Center $C_1 = (0, 0)$, Radius $r_1 = 2$
... (i)
Circle 2: $x^2 + y^2 - 6x - 8y + 16 = 0$
This equation is in the general form $x^2 + y^2 + 2gx + 2fy + c = 0$.
Comparing coefficients:
- $2g = -6 \implies g = -3$
- $2f = -8 \implies f = -4$
- $c = 16$
The center $C_2$ is at $(-g, -f)$.
Center $C_2(h_2, k_2) = (-(-3), -(-4)) = (3, 4)$.
The radius $r_2$ is given by $r_2 = \sqrt{g^2 + f^2 - c}$.
$r_2 = \sqrt{(-3)^2 + (-4)^2 - 16}$
... (ii)
Simplify equation (ii):
$r_2 = \sqrt{9 + 16 - 16} = \sqrt{25 - 16} = \sqrt{9}$
$r_2 = 3$
... (iii)
Center $C_2 = (3, 4)$, Radius $r_2 = 3$
... (iv)
Calculate the Distance between the Centers:
Using the distance formula for $C_1(0, 0)$ and $C_2(3, 4)$:
$d = |C_1 C_2| = \sqrt{(3 - 0)^2 + (4 - 0)^2}$
... (v)
Simplify equation (v):
$d = \sqrt{3^2 + 4^2} = \sqrt{9 + 16} = \sqrt{25}$
$d = 5$
... (vi)
Compare $d$ with the Sum and Difference of Radii:
From (i) and (iv), $r_1 = 2$ and $r_2 = 3$.

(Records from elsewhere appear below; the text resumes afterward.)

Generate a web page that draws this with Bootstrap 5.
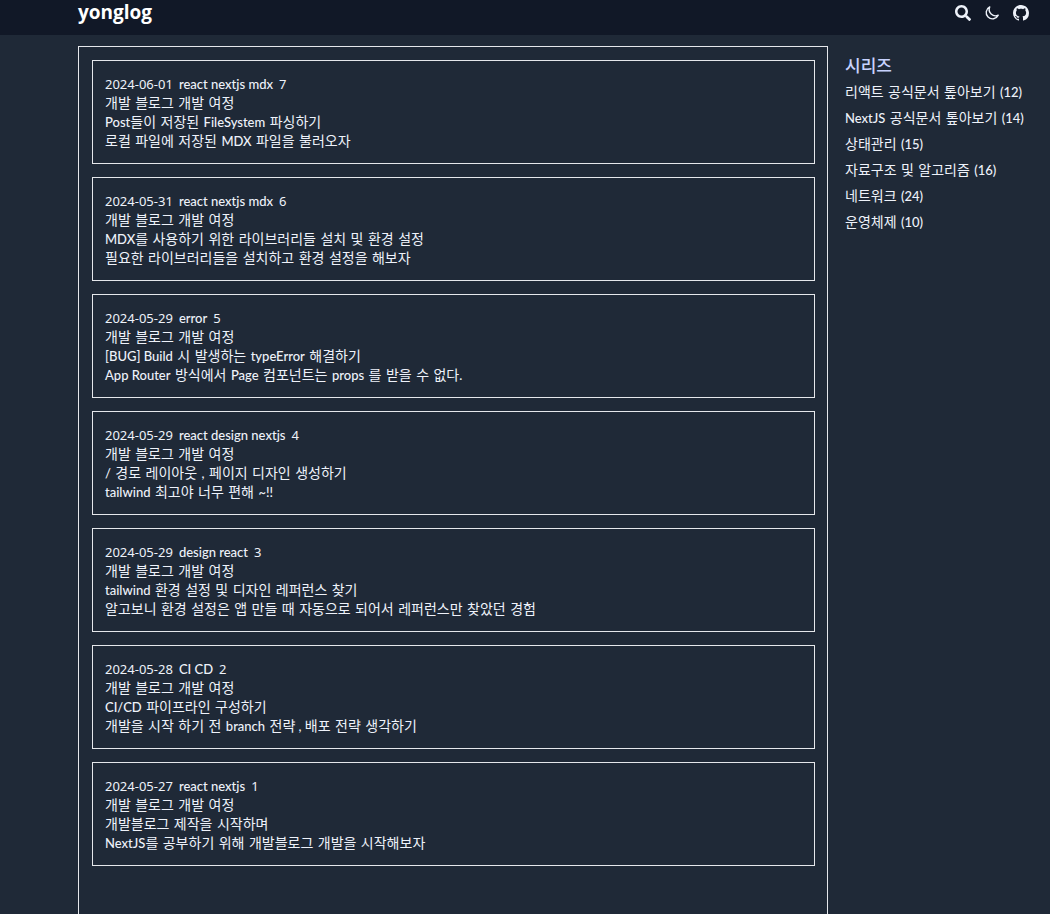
<!DOCTYPE html>
<html lang="ko">
<head>
<meta charset="utf-8">
<meta name="viewport" content="width=device-width, initial-scale=1">
<title>yonglog</title>
<link href="https://cdn.jsdelivr.net/npm/bootstrap@5.3.0/dist/css/bootstrap.min.css" rel="stylesheet">
<style>
  body { background: #1f2937; color: #eef2fa; font-family: "DejaVu Sans", "Noto Sans CJK KR", sans-serif; font-size: 14px; line-height: 19px; }
  a, a:hover { color: inherit; text-decoration: none; }
  .latin { font-family: Lato, "Noto Sans CJK KR", sans-serif; font-size: 13px; font-weight: 500; }
  .meta time, .meta .number { font-family: "Noto Sans", sans-serif; font-weight: 400; }
  .page-x { padding-left: 78px; padding-right: 21px; }
  .site-header { background: #111827; height: 35px; padding-bottom: 10px; }
  .site-name { font-family: "Open Sans", sans-serif; font-size: 19px; line-height: 25px; font-weight: 700; color: #fff; }
  .tools { gap: 13px; }
  .tools svg { display: block; width: 16px; height: 16px; }
  .tools button { color: inherit; }
  .content { padding-top: 11px; gap: 17px; min-height: calc(100vh - 35px); }
  .posts { border: 1px solid #e5e7eb; border-bottom: 0; padding: 13px 12px 13px 13px; gap: 13px; }
  .post { border: 1px solid #e5e7eb; padding: 14px 12px 12px; }
  .post > * { min-height: 19px; }
  .meta { gap: 6px; }
  .series { width: 184px; padding-top: 9px; }
  .series-title { font-size: 17px; line-height: 22px; font-weight: 500; color: #c7d2fe; margin-bottom: 6px; }
  .series ul { gap: 7px; }
  .series li { white-space: nowrap; }
</style>
</head>
<body>
<header class="site-header page-x d-flex align-items-center justify-content-between">
  <a class="site-name" href="#">yonglog</a>
  <div class="tools d-flex align-items-center">
    <button class="btn p-0 border-0" type="button" aria-label="검색">
      <svg viewBox="0 0 512 512" fill="currentColor"><path d="M505 442.700 405.300 343c-4.500-4.500-10.600-7-17-7H372c27.600-35.300 44-79.700 44-128C416 93.100 322.900 0 208 0S0 93.100 0 208s93.100 208 208 208c48.300 0 92.700-16.400 128-44v16.300c0 6.400 2.500 12.500 7 17l99.700 99.700c9.400 9.400 24.600 9.400 33.900 0l28.300-28.300c9.400-9.400 9.400-24.600.1-34zM208 336c-70.700 0-128-57.200-128-128 0-70.700 57.200-128 128-128 70.700 0 128 57.200 128 128 0 70.700-57.200 128-128 128z"/></svg>
    </button>
    <button class="btn p-0 border-0" type="button" aria-label="다크 모드">
      <svg viewBox="0 0 16 16" fill="none" stroke="currentColor" stroke-width="1.400" stroke-linejoin="round"><path d="M5.700 1.900a6.300 6.300 0 1 0 8.500 8.300A6.400 6.400 0 0 1 5.700 1.900z"/></svg>
    </button>
    <a href="#" aria-label="GitHub">
      <svg viewBox="0 0 16 16" fill="currentColor"><path d="M8 0C3.580 0 0 3.580 0 8c0 3.540 2.290 6.530 5.470 7.590.4.070.55-.17.55-.38 0-.19-.01-.82-.01-1.490-2.010.37-2.530-.49-2.690-.94-.09-.23-.48-.94-.82-1.130-.28-.15-.68-.52-.01-.53.63-.01 1.080.58 1.230.82.72 1.210 1.870.87 2.330.66.07-.52.28-.87.51-1.070-1.780-.2-3.640-.89-3.640-3.950 0-.87.31-1.590.82-2.150-.08-.2-.36-1.020.08-2.120 0 0 .67-.21 2.200.82.64-.18 1.320-.27 2-.27s1.360.09 2 .27c1.530-1.040 2.200-.82 2.200-.82.44 1.100.16 1.920.08 2.120.51.56.82 1.270.82 2.150 0 3.070-1.870 3.750-3.650 3.950.29.25.54.73.54 1.480 0 1.070-.01 1.930-.01 2.200 0 .21.15.46.55.38A8.010 8.010 0 0 0 16 8c0-4.420-3.580-8-8-8z"/></svg>
    </a>
  </div>
</header>
<div class="content page-x d-flex">
  <main class="posts d-flex flex-column flex-grow-1">
    <article class="post">
      <div class="meta latin d-flex"><time>2024-06-01</time><span>react nextjs mdx</span><span class="number">7</span></div>
      <div>개발 블로그 개발 여정</div>
      <div><a href="#"><span class="latin">Post</span>들이 저장된 <span class="latin">FileSystem</span> 파싱하기</a></div>
      <div>로컬 파일에 저장된 <span class="latin">MDX</span> 파일을 불러오자</div>
    </article>
    <article class="post">
      <div class="meta latin d-flex"><time>2024-05-31</time><span>react nextjs mdx</span><span class="number">6</span></div>
      <div>개발 블로그 개발 여정</div>
      <div><a href="#"><span class="latin">MDX</span>를 사용하기 위한 라이브러리들 설치 및 환경 설정</a></div>
      <div>필요한 라이브러리들을 설치하고 환경 설정을 해보자</div>
    </article>
    <article class="post">
      <div class="meta latin d-flex"><time>2024-05-29</time><span>error</span><span class="number">5</span></div>
      <div>개발 블로그 개발 여정</div>
      <div><a href="#"><span class="latin">[BUG] Build</span> 시 발생하는 <span class="latin">typeError</span> 해결하기</a></div>
      <div><span class="latin">App Router</span> 방식에서 <span class="latin">Page</span> 컴포넌트는 <span class="latin">props</span> 를 받을 수 없다<span class="latin">.</span></div>
    </article>
    <article class="post">
      <div class="meta latin d-flex"><time>2024-05-29</time><span>react design nextjs</span><span class="number">4</span></div>
      <div>개발 블로그 개발 여정</div>
      <div><a href="#"><span class="latin">/</span> 경로 레이아웃 <span class="latin">,</span> 페이지 디자인 생성하기</a></div>
      <div><span class="latin">tailwind</span> 최고야 너무 편해 <span class="latin">~!!</span></div>
    </article>
    <article class="post">
      <div class="meta latin d-flex"><time>2024-05-29</time><span>design react</span><span class="number">3</span></div>
      <div>개발 블로그 개발 여정</div>
      <div><a href="#"><span class="latin">tailwind</span> 환경 설정 및 디자인 레퍼런스 찾기</a></div>
      <div>알고보니 환경 설정은 앱 만들 때 자동으로 되어서 레퍼런스만 찾았던 경험</div>
    </article>
    <article class="post">
      <div class="meta latin d-flex"><time>2024-05-28</time><span>CI CD</span><span class="number">2</span></div>
      <div>개발 블로그 개발 여정</div>
      <div><a href="#"><span class="latin">CI/CD</span> 파이프라인 구성하기</a></div>
      <div>개발을 시작 하기 전 <span class="latin">branch</span> 전략<span class="latin"> , </span>배포 전략 생각하기</div>
    </article>
    <article class="post">
      <div class="meta latin d-flex"><time>2024-05-27</time><span>react nextjs</span><span class="number">1</span></div>
      <div>개발 블로그 개발 여정</div>
      <div><a href="#">개발블로그 제작을 시작하며</a></div>
      <div><span class="latin">NextJS</span>를 공부하기 위해 개발블로그 개발을 시작해보자</div>
    </article>
  </main>
  <aside class="series flex-shrink-0">
    <h2 class="series-title">시리즈</h2>
    <ul class="list-unstyled d-flex flex-column mb-0">
      <li><a href="#">리액트 공식문서 톺아보기 <span class="latin">(12)</span></a></li>
      <li><a href="#"><span class="latin">NextJS</span> 공식문서 톺아보기 <span class="latin">(14)</span></a></li>
      <li><a href="#">상태관리 <span class="latin">(15)</span></a></li>
      <li><a href="#">자료구조 및 알고리즘 <span class="latin">(16)</span></a></li>
      <li><a href="#">네트워크 <span class="latin">(24)</span></a></li>
      <li><a href="#">운영체제 <span class="latin">(10)</span></a></li>
    </ul>
  </aside>
</div>
<script src="https://cdn.jsdelivr.net/npm/bootstrap@5.3.0/dist/js/bootstrap.bundle.min.js"></script>
</body>
</html>
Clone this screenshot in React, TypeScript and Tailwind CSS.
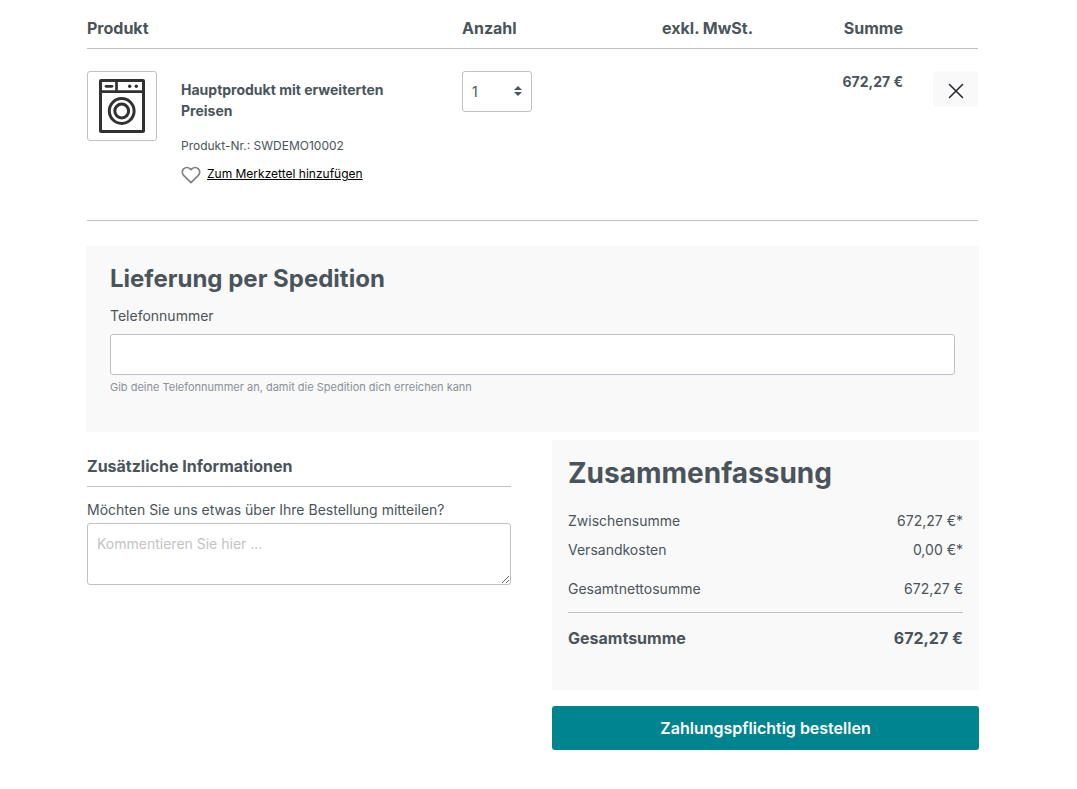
import React from "react";

function WashingMachine() {
  return (
    <svg viewBox="0 0 48 56" className="h-14 w-12" fill="none" stroke="#303231" role="img" aria-label="Hauptprodukt mit erweiterten Preisen">
      <rect x="2.5" y="2.5" width="43" height="51" rx="0.5" strokeWidth="3" />
      <path d="M2 13.7H46M18.5 3V13" strokeWidth="2.7" />
      <path d="M8 8.3H14" strokeWidth="2.7" strokeLinecap="round" />
      <circle cx="31.7" cy="8.3" r="1.7" fill="#303231" stroke="none" />
      <circle cx="38.3" cy="8.3" r="1.7" fill="#303231" stroke="none" />
      <circle cx="23.7" cy="33" r="12.4" strokeWidth="3" />
      <circle cx="23.7" cy="33" r="6.9" strokeWidth="3" />
    </svg>
  );
}

function HeartIcon() {
  return (
    <svg viewBox="0 0 24 24" className="size-5 shrink-0" fill="none" stroke="#808080" aria-hidden="true">
      <path
        d="M20.84 4.61a5.5 5.5 0 0 0-7.78 0L12 5.67l-1.06-1.06a5.5 5.5 0 0 0-7.78 7.78L12 21.23l8.84-8.84a5.5 5.5 0 0 0 0-7.78z"
        strokeWidth="2"
        strokeLinejoin="round"
      />
    </svg>
  );
}

function CartTable() {
  return (
    <table className="w-full table-fixed border-collapse text-left">
      <colgroup>
        <col />
        <col className="w-[141px]" />
        <col className="w-[150px]" />
        <col className="w-[150px]" />
        <col className="w-[75px]" />
      </colgroup>
      <thead>
        <tr className="border-b border-[#bcc1c7] text-base">
          <th scope="col" className="pb-2 font-bold">Produkt</th>
          <th scope="col" className="pb-2 font-bold">Anzahl</th>
          <th scope="col" className="pb-2 text-right font-bold">exkl. MwSt.</th>
          <th scope="col" className="pb-2 text-right font-bold">Summe</th>
          <td />
        </tr>
      </thead>
      <tbody>
        <tr className="border-b border-[#bcc1c7] align-top">
          <td className="pt-[22px] pb-[35px]">
            <div className="flex gap-6">
              <a href="#produkt" className="flex size-[70px] shrink-0 items-center justify-center rounded-[3px] border border-[#bcc1c7]">
                <WashingMachine />
              </a>
              <div className="pt-2">
                <a href="#produkt" className="block max-w-[230px] text-sm leading-[21px] font-bold">
                  Hauptprodukt mit erweiterten Preisen
                </a>
                <p className="mt-4 text-xs leading-[18px]">Produkt-Nr.: SWDEMO10002</p>
                <button type="button" className="mt-2.5 flex items-start gap-1.5 text-xs leading-[18px] text-black">
                  <HeartIcon />
                  <span className="underline">Zum Merkzettel hinzufügen</span>
                </button>
              </div>
            </div>
          </td>
          <td className="pt-[22px]">
            <div className="relative w-[70px]">
              <select
                aria-label="Anzahl"
                defaultValue="1"
                className="h-[41px] w-full appearance-none rounded-[3px] border border-[#bcc1c7] bg-white px-[9px] text-sm"
              >
                <option>1</option>
                <option>2</option>
                <option>3</option>
              </select>
              <svg viewBox="0 0 8 10" className="pointer-events-none absolute top-[15px] right-2.5 h-2.5 w-2" fill="#4a545b" aria-hidden="true">
                <path d="M4 0L8 4H0zM4 10L0 6h8z" />
              </svg>
            </div>
          </td>
          <td />
          <td className="pt-[22px] text-right text-sm leading-[22px] font-bold">672,27 €</td>
          <td className="pt-[22px]">
            <button type="button" aria-label="Entfernen" className="ml-auto flex h-9 w-[45px] items-center justify-center rounded-[3px] bg-[#f9f9f9]">
              <svg viewBox="0 0 16 16" className="mt-1 size-4" fill="none" stroke="#212529" strokeWidth="1.5" strokeLinecap="round" aria-hidden="true">
                <path d="M1.5 1.5l13 13M14.5 1.5l-13 13" />
              </svg>
            </button>
          </td>
        </tr>
      </tbody>
    </table>
  );
}

function DeliverySection() {
  return (
    <section className="mt-[25px] bg-[#f9f9f9] px-6 pt-[18px] pb-[37px]">
      <h2 className="text-2xl leading-[30px] font-bold">Lieferung per Spedition</h2>
      <label htmlFor="phone" className="mt-3 block text-sm">Telefonnummer</label>
      <input
        id="phone"
        type="tel"
        aria-describedby="phone-help"
        className="mt-2 block h-[41px] w-full rounded-[3px] border border-[#bcc1c7] bg-white px-[9px] text-sm"
      />
      <p id="phone-help" className="mt-1 text-[11px] leading-4 text-[#8a8f98]">
        Gib deine Telefonnummer an, damit die Spedition dich erreichen kann
      </p>
    </section>
  );
}

function CommentSection() {
  return (
    <section className="pt-[14px] pr-0.5 pl-px">
      <h2 className="border-b border-[#bcc1c7] pb-2 text-base font-bold">Zusätzliche Informationen</h2>
      <label htmlFor="comment" className="mt-[13px] block text-sm">
        Möchten Sie uns etwas über Ihre Bestellung mitteilen?
      </label>
      <textarea
        id="comment"
        placeholder="Kommentieren Sie hier ..."
        className="mt-[3px] block h-[62px] w-full resize rounded-[3px] border border-[#bcc1c7] bg-white px-[9px] py-2.5 text-sm placeholder:text-[#c3c3c3]"
      />
    </section>
  );
}

function SummaryRow({ label, value }: { label: string; value: string }) {
  return (
    <div className="flex justify-between py-1 text-sm leading-[21px]">
      <dt>{label}</dt>
      <dd>{value}</dd>
    </div>
  );
}

function Summary() {
  return (
    <aside>
      <div className="bg-[#f9f9f9] px-4 pt-4 pb-10">
        <h2 className="text-[28px] leading-[34px] font-bold">Zusammenfassung</h2>
        <dl className="mt-4">
          <SummaryRow label="Zwischensumme" value="672,27 €*" />
          <SummaryRow label="Versandkosten" value="0,00 €*" />
          <div className="mt-2.5 border-b border-[#bcc1c7] pb-[9px]">
            <SummaryRow label="Gesamtnettosumme" value="672,27 €" />
          </div>
          <div className="mt-[13px] flex justify-between text-base font-bold">
            <dt>Gesamtsumme</dt>
            <dd>672,27 €</dd>
          </div>
        </dl>
      </div>
      <button type="submit" className="mt-4 h-11 w-full rounded-[3px] bg-[#008490] text-base font-semibold text-white">
        Zahlungspflichtig bestellen
      </button>
    </aside>
  );
}

export default function App() {
  return (
    <main className="bg-white pt-4 pr-[98px] pb-10 pl-[86px] font-['Inter','Liberation_Sans',sans-serif] text-[#4a545b]">
      <form onSubmit={(event) => event.preventDefault()}>
        <div className="px-px">
          <CartTable />
        </div>
        <DeliverySection />
        <div className="mt-2 grid grid-cols-2 gap-[39px]">
          <CommentSection />
          <Summary />
        </div>
      </form>
    </main>
  );
}
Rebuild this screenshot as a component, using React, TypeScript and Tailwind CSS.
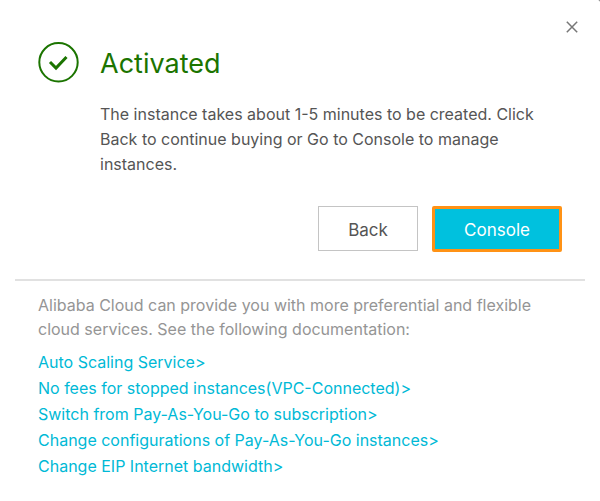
import React from 'react';

const docLinks = [
  'Auto Scaling Service>',
  'No fees for stopped instances(VPC-Connected)>',
  'Switch from Pay-As-You-Go to subscription>',
  'Change configurations of Pay-As-You-Go instances>',
  'Change EIP Internet bandwidth>',
];

export default function App() {
  return (
    <div className="bg-[#666666] font-['Inter',sans-serif] text-[#555555]">
      <div
        role="dialog"
        aria-labelledby="dialog-title"
        className="relative min-h-screen rounded-tr-xs bg-white px-[15px] pt-[42px]"
      >
        <button type="button" aria-label="Close" className="absolute right-[21px] top-[20px] p-px text-[#777777]">
          <svg viewBox="0 0 12 12" className="h-3 w-3" fill="none" stroke="currentColor" strokeWidth="1.5">
            <path d="M.8.8l10.4 10.4M11.2.8L.8 11.2" />
          </svg>
        </button>

        {/* Result */}
        <div className="flex gap-[21px] px-[23px]">
          <svg viewBox="0 0 41 41" className="h-[41px] w-[41px] shrink-0" fill="none" stroke="#1b7400">
            <circle cx="20.5" cy="20.3" r="19.2" strokeWidth="2" />
            <path d="M12 20l6 6L28.5 15" strokeWidth="3" />
          </svg>
          <div className="min-w-0">
            <h1 id="dialog-title" className="text-[27px] leading-[44px] text-[#1b7400]">
              Activated
            </h1>
            <p className="mt-4 text-base leading-[25px]">
              The instance takes about 1-5 minutes to be created. Click Back to continue buying or Go to Console to
              manage instances.
            </p>
          </div>
        </div>

        {/* Actions */}
        <div className="mt-[29px] flex justify-end gap-[14px] pr-[23px]">
          <button type="button" className="h-[45px] w-[100px] border border-[#c4c4c4] pt-1 text-[17px]">
            Back
          </button>
          <button
            type="button"
            className="h-[46px] w-[130px] rounded-xs border-3 border-[#ff9215] bg-[#00c1de] pt-1 text-[17px] text-white"
          >
            Console
          </button>
        </div>

        {/* Documentation */}
        <div className="mt-[27px] border-t-2 border-[#e1e1e1] px-[23px] pt-[12px] text-base">
          <p className="leading-6 text-[#959595]">
            Alibaba Cloud can provide you with more preferential and flexible cloud services. See the following
            documentation:
          </p>
          <ul className="mt-2 leading-[26px] text-[#00b9d6]">
            {docLinks.map(label => (
              <li key={label}>
                <a href="#">{label}</a>
              </li>
            ))}
          </ul>
        </div>
      </div>
    </div>
  );
}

Sum of radii: $r_1 + r_2 = 2 + 3 = 5$.
Absolute difference of radii: $|r_1 - r_2| = |2 - 3| = |-1| = 1$.
Now, compare $d=5$ with $r_1+r_2=5$ and $|r_1-r_2|=1$.
We see that $d = r_1 + r_2$ ($5 = 5$).
According to the conditions for relative positions, if the distance between the centers is equal to the sum of the radii, the circles touch externally.
Therefore, the circles $x^2 + y^2 = 4$ and $x^2 + y^2 - 6x - 8y + 16 = 0$ touch externally.
Relative Position of Two Circles (Summary)
Setup:
Circle 1: Center $C_1(h_1, k_1)$, radius $r_1$.
Circle 2: Center $C_2(h_2, k_2)$, radius $r_2$.
Distance between centers: $d = |C_1 C_2| = \sqrt{(h_2 - h_1)^2 + (k_2 - k_1)^2}$.
Conditions:
Condition | Relative Position | Intersection Points |
---|---|---|
$d > r_1 + r_2$ | Separate (outside) | 0 |
$d = r_1 + r_2$ | Touch Externally | 1 |
$|r_1 - r_2| < d < r_1 + r_2$ | Intersect at Two Points | 2 |
$d = |r_1 - r_2|$ ($r_1 \neq r_2$) | Touch Internally | 1 |
$d < |r_1 - r_2|$ ($r_1 \neq r_2$) | One inside other (no touch) | 0 |
$d = 0$ ($r_1 \neq r_2$) | Concentric (no touch) | 0 |
$d = 0$ and $r_1 = r_2$ | Coincident | Infinite |
Key Idea:
The number and nature of intersection points depend on how the distance between centers compares to the sum and absolute difference of the radii.